When the Slocum presidency crashed and burned in 1917, with loss of many of the golden age faculty, Gile's successor, Princetonian Charles Christopher Mierow became a faculty leader, Acting President (1923-25) and President (1925-33). Mierow, a disciple of Andrew Fleming West of the Princeton Graduate College, studied classics as part of a tradition of Christian humanism. He worked on Jordanes' Gothic History, of which he published the standard English translation (Princeton, 1908), Isidore of Seville and Otto of Freising (The two cities; a chronicle of universal history to the year 1146 A.D., translated with commentary, New York, 1928). He celebrated the 12th century Renaissance in the construction of Shove Chapel (1931), and he also, incidentally, presided over the end of the College's Latin requirement (also 1931).
Mierow's other duties meant that classics was taught in his time largely by others: his younger brother Herbert from 1918-43, Dorothy Printup from 1921 (when she left her University of Chicago Ph.D. dissertation project on Plautine comedy to replace Herbert Mierow as he worked on his M.A. at Princeton) until 1925 when, now married to the historian Archer Hulbert, she relinquished the duties to Marjorie Davis '19 (who taught from 1925-28 and whose M. A. thesis on Roman mining is in Special Collections). Dorothy Printup Hulbert, after her first husband's death in 1933, gave her scholarly attention to his unpublished work on western history, continuing in that field through many years and, as Dorothy Bryson, receiving an honorary LLD degree in 1989. Meanwhile the Gile descendants began the endowment of a professorship in his honor, which was held first by Herbert Mierow from 1925-43.

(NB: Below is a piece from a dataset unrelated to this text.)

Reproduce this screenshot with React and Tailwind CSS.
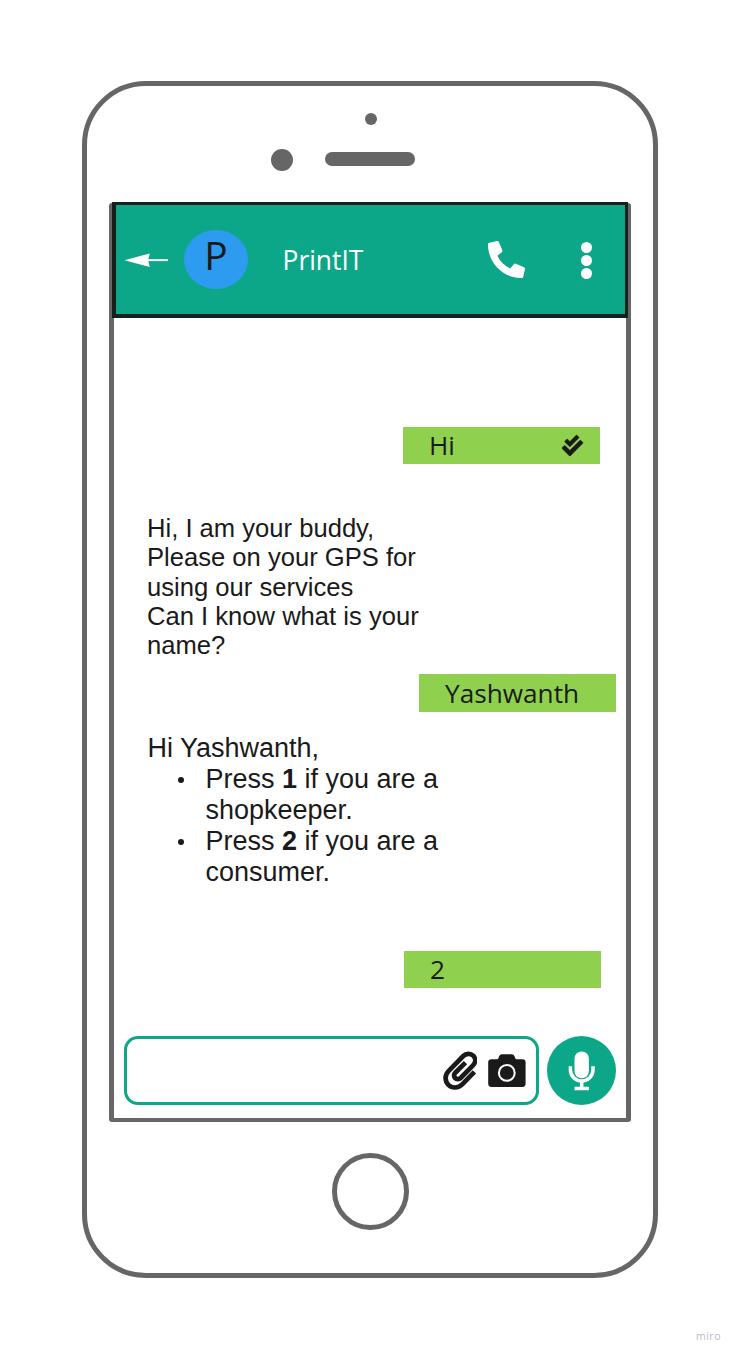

The second golden age of Colorado College did not begin until the1950s. Meanwhile, minus a Latin requirement, classics teaching was suspended from Herbert Mierow's retirement in 1943 until Stephanie Jakimowitz came in 1946. She represented a new generation of scholarship, with a Cornell dissertation on andreia (courage: that series of dissertations included also Helen North's well-known treatment of sophrosynemoderation). She, however, left the College with her husband, Ed Benton '50, in 1951, leading to an era of intermittent classics at CC. In 1955, the great Louis Benezet assumed the Presidency, with the stated purpose of bringing the College program, faculty and campus to a new level. He was, however, convinced that "the world's classic treasures" had been sufficiently translated into English, and he was content for Pres. Mierow, retired after two decades at Carleton College, to teach some courses in Greek and history, and for Bob Ormes, outdoorsman and English prof., to teach Latin some of the time. Until 1965 CC had no full-time Classics Department.

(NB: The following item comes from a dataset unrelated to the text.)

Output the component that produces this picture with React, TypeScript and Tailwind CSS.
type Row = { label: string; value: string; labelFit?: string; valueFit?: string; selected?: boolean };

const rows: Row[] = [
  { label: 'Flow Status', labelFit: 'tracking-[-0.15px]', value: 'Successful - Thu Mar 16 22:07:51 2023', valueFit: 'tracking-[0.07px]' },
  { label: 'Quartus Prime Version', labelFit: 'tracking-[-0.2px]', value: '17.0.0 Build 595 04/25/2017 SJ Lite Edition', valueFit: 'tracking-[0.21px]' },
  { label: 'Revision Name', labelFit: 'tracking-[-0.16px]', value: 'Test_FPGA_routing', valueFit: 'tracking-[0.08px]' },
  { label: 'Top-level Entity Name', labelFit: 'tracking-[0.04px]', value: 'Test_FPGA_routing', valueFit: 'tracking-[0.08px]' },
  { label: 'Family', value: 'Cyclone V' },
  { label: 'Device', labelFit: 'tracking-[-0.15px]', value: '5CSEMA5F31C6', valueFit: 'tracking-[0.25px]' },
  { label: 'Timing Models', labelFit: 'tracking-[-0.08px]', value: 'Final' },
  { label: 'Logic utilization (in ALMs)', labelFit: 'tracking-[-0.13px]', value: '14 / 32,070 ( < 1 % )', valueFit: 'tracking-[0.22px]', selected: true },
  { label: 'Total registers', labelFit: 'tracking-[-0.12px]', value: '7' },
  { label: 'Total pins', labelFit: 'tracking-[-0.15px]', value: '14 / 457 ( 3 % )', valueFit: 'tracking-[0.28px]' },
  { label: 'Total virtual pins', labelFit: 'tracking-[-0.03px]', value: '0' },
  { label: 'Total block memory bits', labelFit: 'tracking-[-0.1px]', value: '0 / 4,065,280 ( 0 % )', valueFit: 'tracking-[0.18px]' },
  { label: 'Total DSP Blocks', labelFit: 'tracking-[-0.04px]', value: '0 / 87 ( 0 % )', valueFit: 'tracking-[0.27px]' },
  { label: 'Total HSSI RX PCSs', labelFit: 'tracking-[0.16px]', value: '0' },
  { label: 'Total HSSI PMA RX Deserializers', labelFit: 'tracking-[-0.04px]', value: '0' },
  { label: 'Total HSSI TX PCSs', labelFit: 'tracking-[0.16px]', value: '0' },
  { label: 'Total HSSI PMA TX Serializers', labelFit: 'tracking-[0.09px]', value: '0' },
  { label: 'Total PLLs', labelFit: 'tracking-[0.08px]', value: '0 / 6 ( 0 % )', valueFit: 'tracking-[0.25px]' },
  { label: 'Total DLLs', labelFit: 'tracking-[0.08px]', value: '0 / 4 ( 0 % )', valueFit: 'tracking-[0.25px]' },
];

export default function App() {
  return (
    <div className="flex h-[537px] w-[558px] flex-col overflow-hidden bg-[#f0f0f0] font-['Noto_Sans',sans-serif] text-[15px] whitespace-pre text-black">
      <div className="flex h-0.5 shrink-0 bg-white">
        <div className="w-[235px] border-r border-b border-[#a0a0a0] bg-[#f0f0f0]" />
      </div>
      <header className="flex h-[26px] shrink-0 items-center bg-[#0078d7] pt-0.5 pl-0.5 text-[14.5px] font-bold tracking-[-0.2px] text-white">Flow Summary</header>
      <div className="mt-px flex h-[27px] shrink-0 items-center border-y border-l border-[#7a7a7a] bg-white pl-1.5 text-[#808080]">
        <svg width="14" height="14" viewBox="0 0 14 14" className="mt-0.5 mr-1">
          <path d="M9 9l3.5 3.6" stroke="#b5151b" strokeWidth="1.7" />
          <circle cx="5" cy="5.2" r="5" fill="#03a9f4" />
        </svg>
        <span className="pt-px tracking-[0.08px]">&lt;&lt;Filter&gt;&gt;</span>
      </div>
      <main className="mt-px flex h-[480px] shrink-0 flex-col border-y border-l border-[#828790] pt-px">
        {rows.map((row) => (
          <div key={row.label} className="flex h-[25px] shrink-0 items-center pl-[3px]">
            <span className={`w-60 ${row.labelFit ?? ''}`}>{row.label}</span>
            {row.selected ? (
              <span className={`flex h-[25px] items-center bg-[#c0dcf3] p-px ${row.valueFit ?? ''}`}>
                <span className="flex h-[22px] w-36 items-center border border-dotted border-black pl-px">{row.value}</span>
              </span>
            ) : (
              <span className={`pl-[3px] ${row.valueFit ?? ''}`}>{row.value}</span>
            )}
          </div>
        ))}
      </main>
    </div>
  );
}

CC's longest-running classics faculty is the current department: Owen Cramer 1965- and Marcia Dobson 1976- , both of whom have served longer than any other classics faculty person. (Charles Mierow's 45 years of association with the College were interrupted by decades of service at Carleton). Owen was hired after several years of discussion among faculty including philosopher J. Glenn Gray. A Homerist with training in the literary/Poundian graduate program at the University of Texas (Arrowsmith, Sullivan, --Scroll down to p. 188-- Arion: A Journal of Humanities and the Classics), Owen has produced CC curriculum rather than classical scholarship. After a decade as a single-person department with no major, he was joined in 1976 by Marcia, a Harvard Ph.D. specializing in oracular language in Aeschylus, on a base of Renaissance studies (M.A. Tufts), who has gone on to deepen her interest and training in psychoanalysis with a second Ph.D. from the Pacifica Graduate Institute.
They reintroduced a department major in 1980, joined in the formation of the Classics-History-Politics major in 1983 and the Comparative Literature major in 1986, and have worked with about 100 classics majors, some of whom are now faculty members themselves. On sabbaticals they have been replaced by Paul Roth (1980-81), Jim Tucker (1987-90), Lisa Hughes (1995-97 and again 2002- in a visiting and then adjunct role) and Craig Dethloff (2003). Trish FitzGibbon joined the department in 1999 as a part-time instructor in Latin and went on to teach nearly full time as a "visiting" professor and to direct the Summer Latin Institute through 2007-08.
With the coming of Sanjaya Thakur, a University of Michigan Ph.D. in classics with an archaeology M.A., as Assistant Professor on the tenure track in the fall of 2009--after a year as Riley Scholar in 2008-09--the department enters into a shift of generations and a new time of transformation. Other Rileys have been Dan Leon (Ph.D. Virginia, at CC 2012-14 and then Assistant Professor at Illinois/Urbana-Chapaign) and Richard Fernando Buxton (Ph.D. University of Washington, at CC 2014-15 as Riley Scholar and then 2015- as Visiting Assistant Professor, now, Associate Professor and Chair).
In 2006, Classics faculty ended a 40-year stay in Armstrong Hall, moving to offices and classrooms in Cossitt.